A delegation from the International Monetary Fund (IMF) has begun the first biannual review of the $7 billion Extended Fund Facility (EFF) program. According to reports, Islamabad believes that talks will remain successful and that Pakistan is on track to receive a whopping $1.1 billion from the international creditor within weeks.

 

The global lender’s mission is comprised of nine members and is headed by senior IMF economist Nathan Porter. As per credible reports, the IMF team will meet with Pakistani lawmakers and officials over the course of 10 days (March 3 to 14) to ascertain whether certain conditions have been met.

 

These conditions pertain to Pakistan’s compliance with quantitative targets, performance criteria and structural benchmarks set by the IMF as per the 37-month EFF program.

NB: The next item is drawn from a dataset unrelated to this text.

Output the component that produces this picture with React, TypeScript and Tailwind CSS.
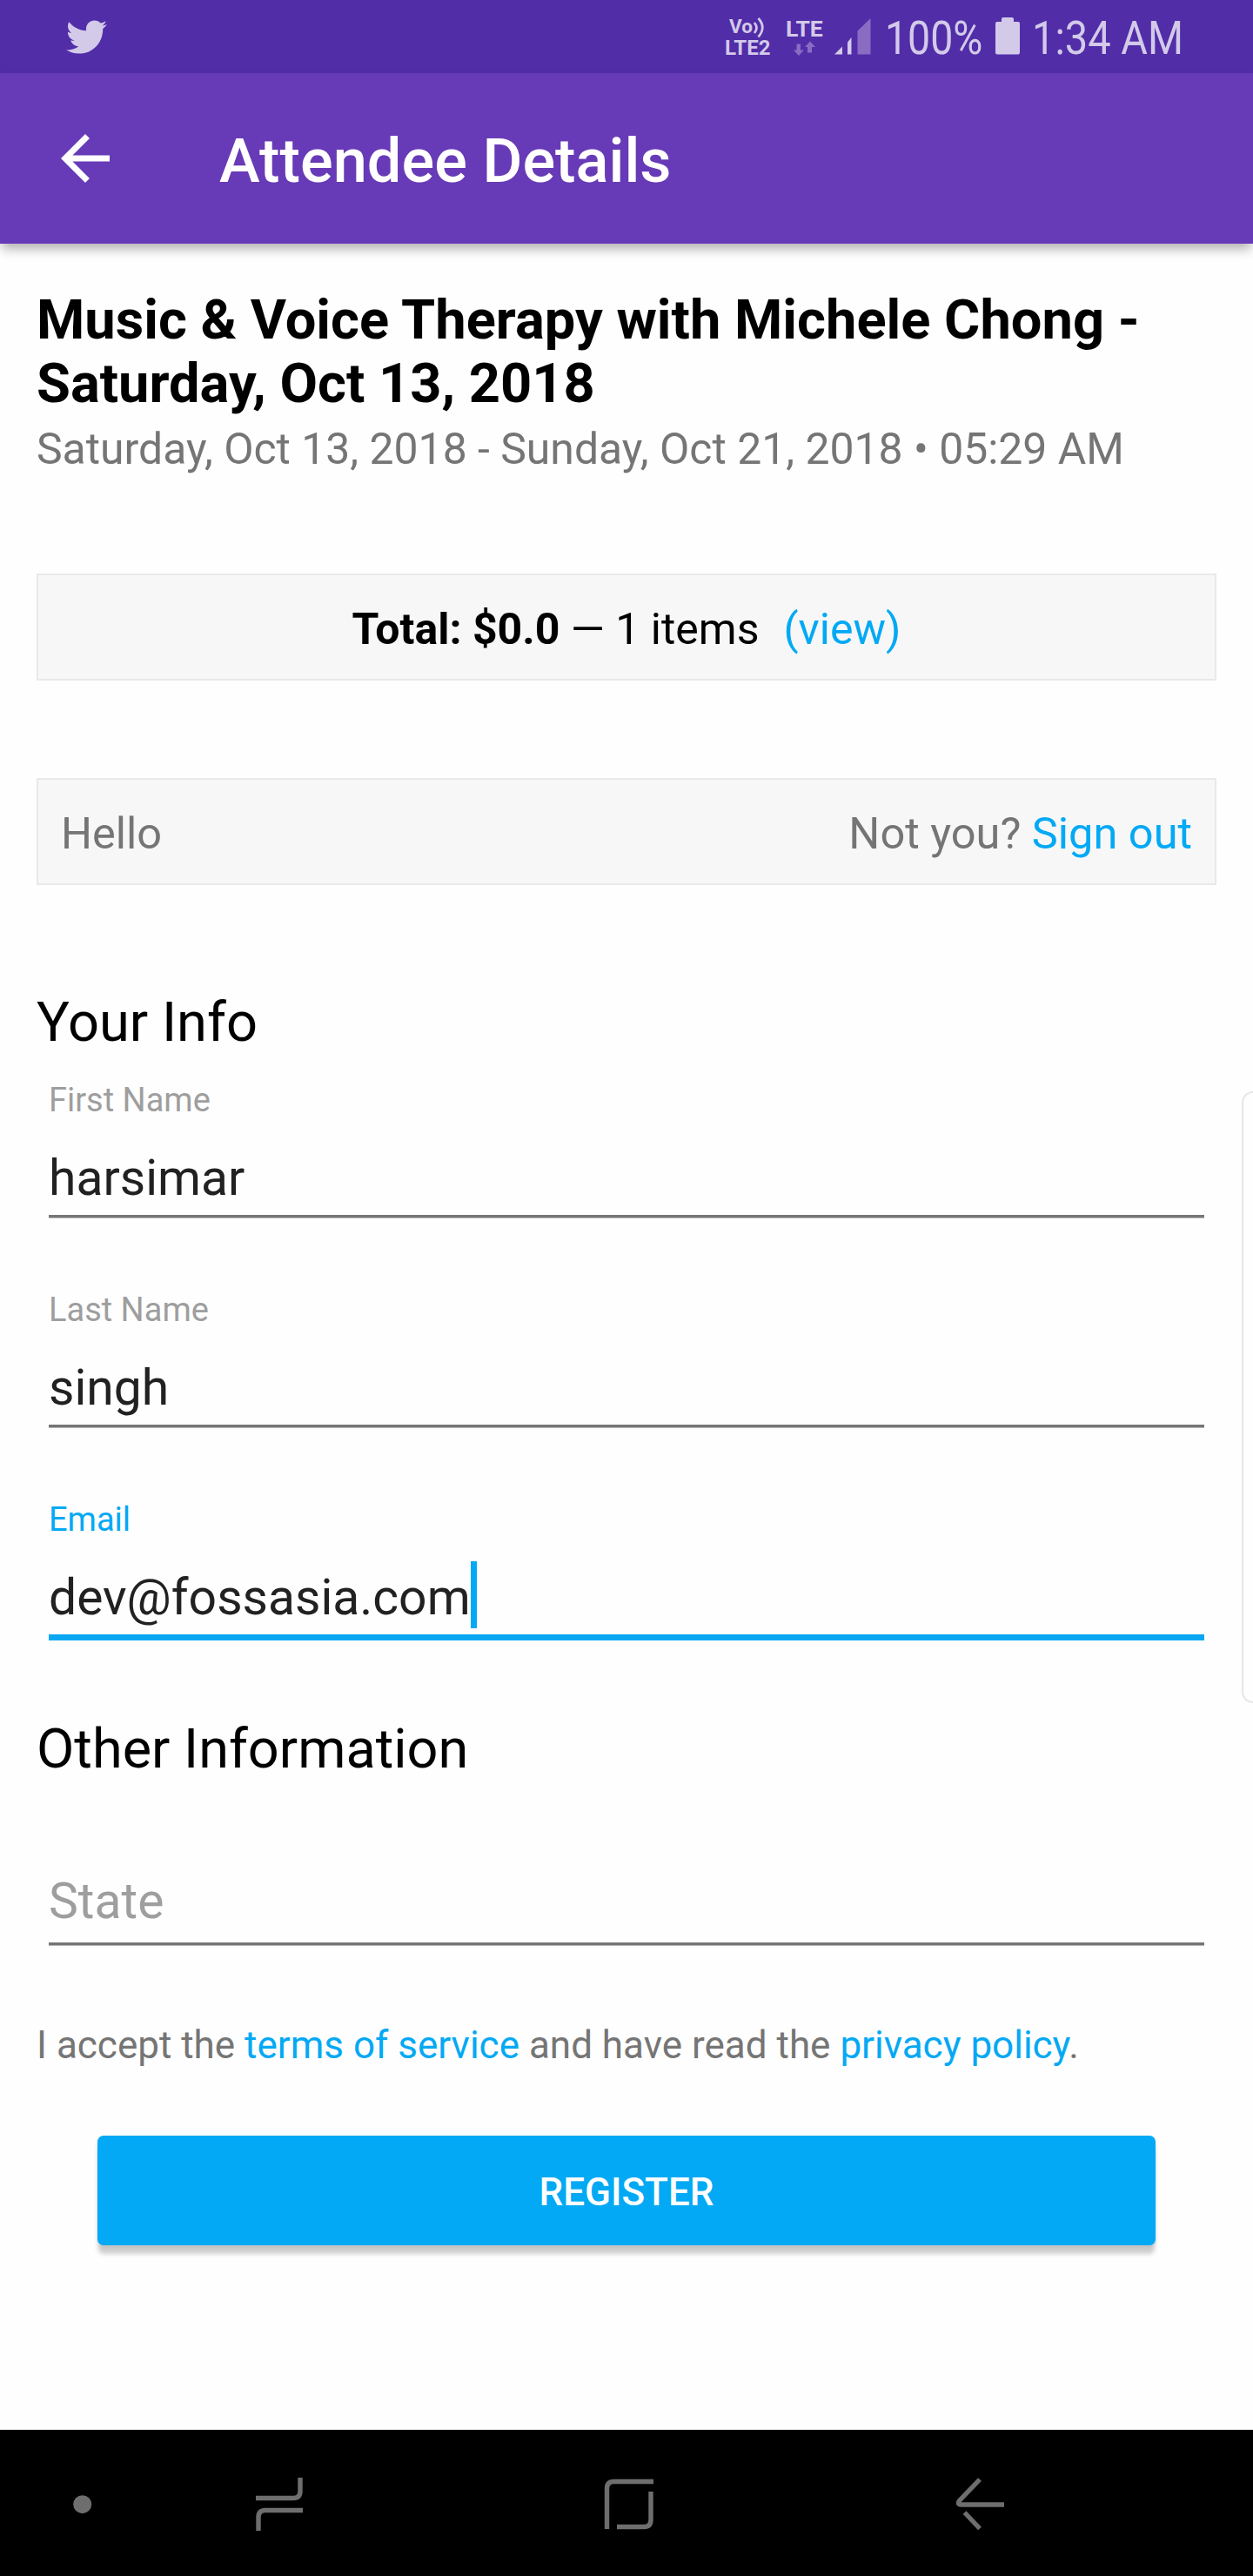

Earlier, reports had revealed that there had been difficulties regarding the following of certain deadlines; however, Islamabad had successfully met these deadlines, albeit with some minor delays.

 

Reportedly, a high-ranking public official commented that the review was based on the first half of fiscal year (FY) 2024-25, which some believe could be a cause for concern. This is because some targets remained unmet at that point in time, and since the disbursement of the $1.1 billion tranche is subject to IMF’s review, the EFF program seemed to fall under threat.

 

However, the senior official was quick to outline that measures had been taken to ensure that targets were met, which may earn Pakistan IMF’s grace. According to reports, the greatest shortfall from the targeted amount was that of revenue, which highlights the failure of the Federal Board of Revenue (FBR).

 

At the end of the first half of FY 2024-25, the FBR reportedly missed its revenue target by a staggering 386 billion rupees. However, Islamabad has balanced this shortcoming by utilizing its above-par primary budget surplus and revenue-to-GDP ratios.

 

Islamabad achieved its budget surplus largely in part because of the State Bank of Pakistan’s (SBP) exceptional profit levels. The SBP has to dedicate a portion of its profits to the federal government. Moreover, petroleum levies have allowed the government to augment its income to meet targets.

 

Many worry about the sustainability of holding the aforementioned budget surplus. While levies on petroleum are a stable source of income for the federal government, the same cannot be said for SBP profits.

 

One of the major reasons why the SBP managed to generate abnormal profits was the hike in interest rates, which was witnessed in 2023-24. However, with interest rates normalising again, many expect SBP’s contributions to the budget to shrink.

 

Hence, while authorities have utilised SBP profits to meet targets, this may not be possible further down the line if targets remain unmet at the next biannual review.